I never really noticed that a join were faster as a mapping else my experiences are quite opposite and there are only very rare occasions in which I use joins (very simple ones for denormalizing dimensions or creating intentionally cartesian results). Or in other words I use nearly always mappings - even dozens of them in one load and multi-times vertically/horizontally nested - I could never do it with joins. Beside the performance mapping has further benefits because they have risks to change the number of records and they provide a default-parameter for a non-matching and not just NULL.

It's very common to use incremental approaches by loading raw-data because often neither the (usual) sql-databases could return millions of records in an appropriate time nor the network transfer them. So just the new and/or changed records are fetched. But all following layers could be also loaded incremental - by rather simple measurements like filtering, matching, formatting and so on it's nearly so easy like by the raw-data - but also more complex ETL with aggregations, populating data, accumulations and so on it's possible (of course with some efforts) and the effect might be even bigger as by the raw-data. Personally I slice the most raw- and intermediate data-stages as YYYYMM chunks.

fishing_weights
Contributor III
Contributor III
Author

Thanks @marcus_sommer  this clears up a lot.
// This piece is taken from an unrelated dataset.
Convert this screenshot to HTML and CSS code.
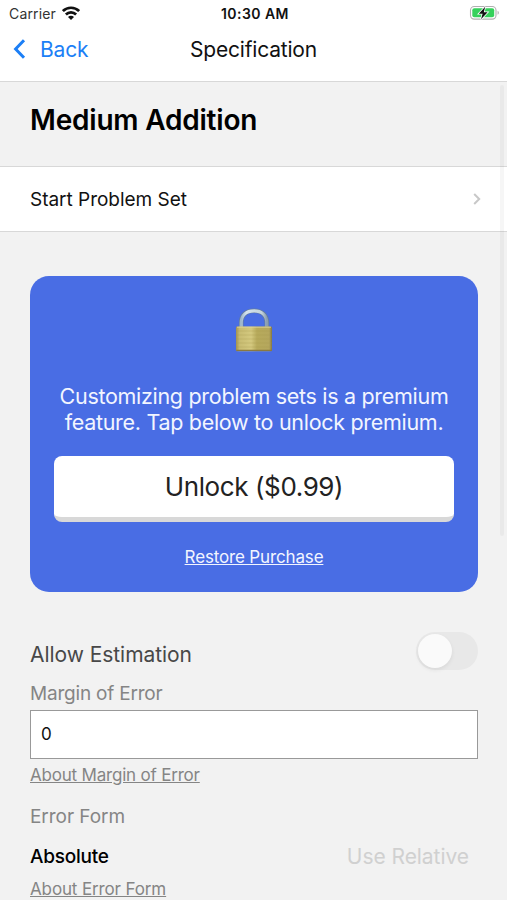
FILE: index.html
```html
<!DOCTYPE html>
<html lang="en">
<head>
<meta charset="utf-8">
<title>Specification</title>
<link rel="stylesheet" href="styles.css">
</head>
<body>
<div class="screen">
  <header class="top">
    <div class="status">
      <div class="carrier"><span class="carrier-name">Carrier</span>
        <svg class="wifi" width="18" height="14" viewBox="0 0 18 14" fill="none" stroke="#111" stroke-width="2.7"><path d="M.9 5.1a11.5 11.5 0 0 1 16.2 0M3.9 8.5a7.2 7.2 0 0 1 10.2 0"/><path d="M9 14 6 10.9a4.2 4.2 0 0 1 6 0Z" fill="#111" stroke="none"/></svg>
      </div>
      <div class="time">10:30 AM</div>
      <svg class="battery" width="32" height="16" viewBox="0 0 32 16"><rect x="1.5" y="1.5" width="25.5" height="12.6" rx="3.8" fill="#fff" stroke="#b0b0b0" stroke-width="1.1"/><rect x="3.3" y="3.3" width="21.9" height="9" rx="2" fill="#35d15b"/><path d="M28.6 5.8c1.6.5 1.6 3.5 0 4Z" fill="#aaa"/><path d="M16.2 1.8 9.8 8.8h3.8l-1.6 5.4 6.6-7h-3.8Z" fill="#111" stroke="#fff" stroke-width="1.6" paint-order="stroke"/></svg>
    </div>
    <nav class="nav">
      <a class="back"><svg width="14" height="20" viewBox="0 0 14 20" fill="none" stroke="#1c7ff6" stroke-width="3"><path d="M12 1.2 3.6 10l8.4 8.8"/></svg><span class="back-label">Back</span></a>
      <h1 class="nav-title">Specification</h1>
    </nav>
  </header>
  <main class="content">
    <h2 class="heading">Medium Addition</h2>
    <a class="start"><span class="start-label">Start Problem Set</span>
      <svg width="8" height="12" viewBox="0 0 8 12" fill="none" stroke="#c8c8c8" stroke-width="2"><path d="m1.2 1 5 5-5 5"/></svg>
    </a>
    <section class="premium">
      <svg class="lock" width="38" height="44" viewBox="0 0 38 44">
        <defs>
          <linearGradient id="brass" x1="0" x2="1"><stop offset="0" stop-color="#a19151"/><stop offset=".1" stop-color="#c8bc72"/><stop offset=".42" stop-color="#d4c97f"/><stop offset=".58" stop-color="#b7aa5b"/><stop offset=".92" stop-color="#b5a75d"/><stop offset="1" stop-color="#837643"/></linearGradient>
          <linearGradient id="steel" x1="0" x2="1"><stop offset="0" stop-color="#9eb6cb"/><stop offset=".2" stop-color="#d5e3ed"/><stop offset=".8" stop-color="#c3d2dc"/><stop offset="1" stop-color="#8a9db0"/></linearGradient>
        </defs>
        <path d="M6.2 20V15C6.2 6.8 11.5 2.8 19 2.8S31.8 6.8 31.8 15V20" fill="none" stroke="#627c9d" stroke-width="4.6"/>
        <path d="M6.2 20V15C6.2 6.8 11.5 2.8 19 2.8S31.8 6.8 31.8 15V20" fill="none" stroke="url(#steel)" stroke-width="3.2"/>
        <rect x="1" y="18.5" width="36" height="24.7" rx="1.2" fill="url(#brass)"/>
        <path d="M2 19.2h34" stroke="#e1d69b" stroke-width=".8"/>
        <path d="M1.5 23h35M1.5 27h35M1.5 31h35M1.5 35h35M1.5 39h35" stroke="#aa9b50" stroke-width=".6" opacity=".5"/>
        <path d="M1.3 42.4h35.4" stroke="#8a7940" stroke-width="1.4"/>
      </svg>
      <p class="pitch">Customizing problem sets is a premium<br>feature. Tap below to unlock premium.</p>
      <button class="unlock">Unlock ($0.99)</button>
      <a class="restore">Restore Purchase</a>
    </section>
    <section class="settings">
      <div class="row"><span class="allow">Allow Estimation</span><span class="switch"><span class="knob"></span></span></div>
      <label class="label margin-label">Margin of Error</label>
      <div class="field">0</div>
      <a class="about about-margin">About Margin of Error</a>
      <div class="label form-label">Error Form</div>
      <div class="row form-row"><span class="absolute">Absolute</span><span class="relative">Use Relative</span></div>
      <a class="about about-form">About Error Form</a>
    </section>
  </main>
  <div class="scrollbar"></div>
</div>
</body>
</html>
```
FILE: styles.css
```css
* { box-sizing: border-box; }
body { margin: 0; background: #f2f2f2; font-family: Inter, "Liberation Sans", sans-serif; color: #111; }
h1, h2, p { margin: 0; font-weight: 400; }
svg { display: block; flex: none; }
.screen { position: relative; width: 507px; height: 900px; overflow: hidden; }
.top { height: 82px; background: #fff; border-bottom: 1px solid #d8d8d8; }
.status { display: grid; grid-template-columns: 1fr auto 1fr; height: 28px; align-items: center; padding: 0 6px 0 9px; }
.carrier { display: flex; align-items: center; gap: 6px; }
.carrier-name { font-size: 14px; line-height: 20px; color: #333; letter-spacing: 0.15px; }
.wifi { margin-top: -2px; }
.time { font-size: 14px; font-weight: 600; line-height: 20px; letter-spacing: 0.45px; }
.battery { justify-self: end; margin-top: -2px; }
.nav { display: grid; grid-template-columns: 1fr auto 1fr; align-items: center; height: 42px; padding: 0 12px; }
.back { display: flex; align-items: center; gap: 14px; color: #1c7ff6; }
.back-label { padding-top: 1px; font-size: 21px; line-height: 28px; letter-spacing: -0.2px; }
.nav-title { padding-top: 1px; font-size: 21px; line-height: 28px; letter-spacing: -0.2px; }
.heading { height: 84px; padding: 20px 30px 0; font-size: 28px; line-height: 36px; font-weight: 600; color: #000; letter-spacing: -0.2px; }
.start { display: flex; align-items: center; justify-content: space-between; height: 66px; padding: 0 26px 0 30px; background: #fff; border: solid #d8d8d8; border-width: 1px 0; }
.start-label { font-size: 19px; letter-spacing: -0.02px; }
.premium { display: flex; flex-direction: column; align-items: center; margin: 44px 29px 0 30px; height: 316px; padding: 32px 24px 0; border-radius: 19px; background: #496de4; color: #f2f5ff; }
.pitch { margin-top: 31px; text-align: center; font-size: 21.5px; line-height: 26px; letter-spacing: -0.3px; white-space: nowrap; }
.unlock { width: 100%; height: 66px; margin-top: 21px; padding: 0; border: 0; border-bottom: 5px solid #d8d8d8; border-radius: 8px; background: #fff; color: #222; font: 400 26px/34px Inter, "Liberation Sans", sans-serif; letter-spacing: -0.4px; }
.restore { margin-top: 23px; font-size: 17px; line-height: 24px; text-decoration: underline; letter-spacing: -0.15px; }
.settings { padding: 40px 29px 0 30px; }
.row { display: flex; align-items: center; justify-content: space-between; }
.allow { padding-top: 7px; font-size: 21px; line-height: 28px; color: #484848; letter-spacing: -0.05px; }
.switch { width: 62px; height: 38px; padding: 2px; border-radius: 19px; background: #e8e8e8; }
.knob { display: block; width: 34px; height: 34px; border-radius: 50%; background: #fafafa; box-shadow: 0 2px 4px rgba(0,0,0,.07); }
.label { display: block; font-size: 19px; line-height: 24px; color: #858585; letter-spacing: -0.2px; }
.margin-label { margin-top: 12px; }
.field { height: 49px; margin-top: 4px; padding-left: 10px; border: 1px solid #999; background: #fff; font-size: 17px; line-height: 47px; }
.about { display: block; width: max-content; font-size: 17px; line-height: 22px; color: #858585; text-decoration: underline; letter-spacing: -0.2px; }
.about-margin { margin-top: 5px; }
.form-label { margin-top: 19px; letter-spacing: -0.05px; }
.form-row { margin-top: 14px; padding-right: 9px; line-height: 28px; }
.absolute { font-size: 19px; font-weight: 500; color: #000; letter-spacing: -0.25px; }
.relative { font-size: 21px; color: #d0d0d0; letter-spacing: -0.05px; }
.about-form { margin-top: 7px; letter-spacing: -0.13px; }
.scrollbar { position: absolute; right: 3px; top: 85px; width: 4px; height: 451px; border-radius: 2px; background: rgba(0,0,0,.035); }
```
I've been testing using Mapping Load vs Join and I believe I found the reason why mapping load slow things down.  There is no way to drop them once done and I end up with a huge amount of mapping tables that are eating into the memory.

Reading past blogs and posts there seems to be no good solution. Would you say if this is the case we should use joins instead?

marcus_sommer

Yes, it is a disadvantages that there is no way to access a mapping table unless the mapping-functions which also means they couldn't be actively dropped.

But within the most scenarios this isn't a big issue because most of the mapping-tables are rather small with maybe a few hundreds/thousands records and even if there are a hundreds of them it must be a show-stopper. And if they are really larger - like in my above hinted nested usage with many millions of huge (dozens of combined fields) strings - it's the right time to implement an incremental logic and/or to slice the task into smaller chunks.

Joins are IMO no sensible alternative - at least not for large data-sets and complex ETL requirements which should be always vertically/horizontally distributed to n applications/tasks - not only for performance reasons else also for administrative purposes.